Тюрьмы, кроме того, менялись от эпохи к эпохе. В начале 1930‑х годов многих приговаривали к месяцам и даже годам одиночной камеры. Борис Четвериков, просидевший в одиночке шестнадцать месяцев, не сошел с ума благодаря тому, что придумывал себе занятия: стирал свою одежду, мыл пол, стены, вполголоса пел песни и оперные арии[492]. Александру Долгану, которого держали в одиночке во время следствия, сохранить присутствие духа помогла ходьба: он вычислил, сколько шагов составляют километр, и “двинулся в путь” – сначала по Москве в американское посольство (“Я дышал чистым, холодным воображаемым воздухом и запахивал воротник”), затем через всю Европу и, наконец, через Атлантику домой, в Соединенные Штаты[493].
Евгения Гинзбург почти два года провела в ярославской тюрьме, причем немалую часть этого срока – в одиночке: “Я до сих пор, закрыв глаза, могу себе представить малейшую выпуклость или царапину на этих стенах, выкрашенных до половины излюбленным тюремным цветом – багрово-кровавым, а сверху – грязно-белесым”. Но даже эта “спецтюрьма” начала “трещать по швам”, и Гинзбург дали сокамерницу. В конце концов большинство “тюрзаков” перевели в лагеря. Как пишет Гинзбург, “у тех, кто вдохновлял и осуществлял акцию тридцать седьмого года, просто не было времени и возможности выдерживать такую массу народа по 20 и по 10 лет в крепостях. Это вошло в противоречие с темпами эпохи, с ее экономикой”[494].
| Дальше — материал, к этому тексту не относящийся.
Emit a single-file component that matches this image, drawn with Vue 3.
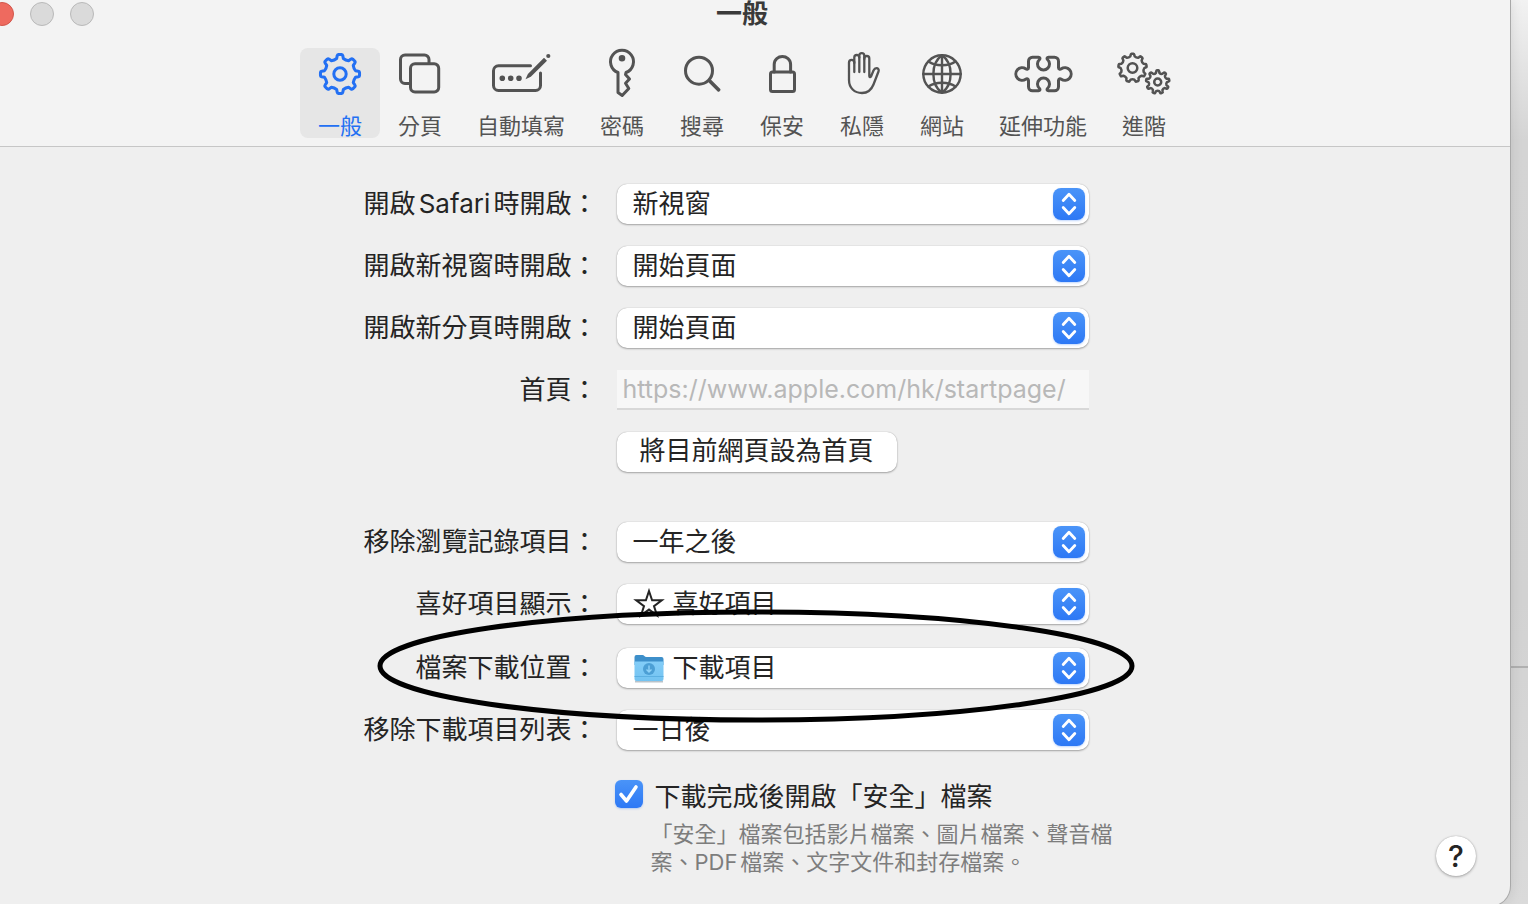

В 1940‑е годы, когда аресты стали еще более массовыми, трудно было изолировать кого бы то ни было, даже вновь поступивших и даже на несколько часов. В 1947‑м Леонида Финкельштейна после ареста поместили в “вокзал” – “громадную общую камеру без всяких удобств, куда первоначально кидали всех арестованных. Потом их постепенно сортировали, отправляли в баню и распределяли по камерам”[495]. Неимоверная теснота была гораздо более обычным явлением, чем одиночное заключение. Выбираю примеры наугад: в главной городской тюрьме Архангельска, рассчитанной на 740 человек, в 1941 году содержалось от 1661 до 2380 арестантов. В котласской тюрьме, рассчитанной на 300 заключенных, их было до 460[496].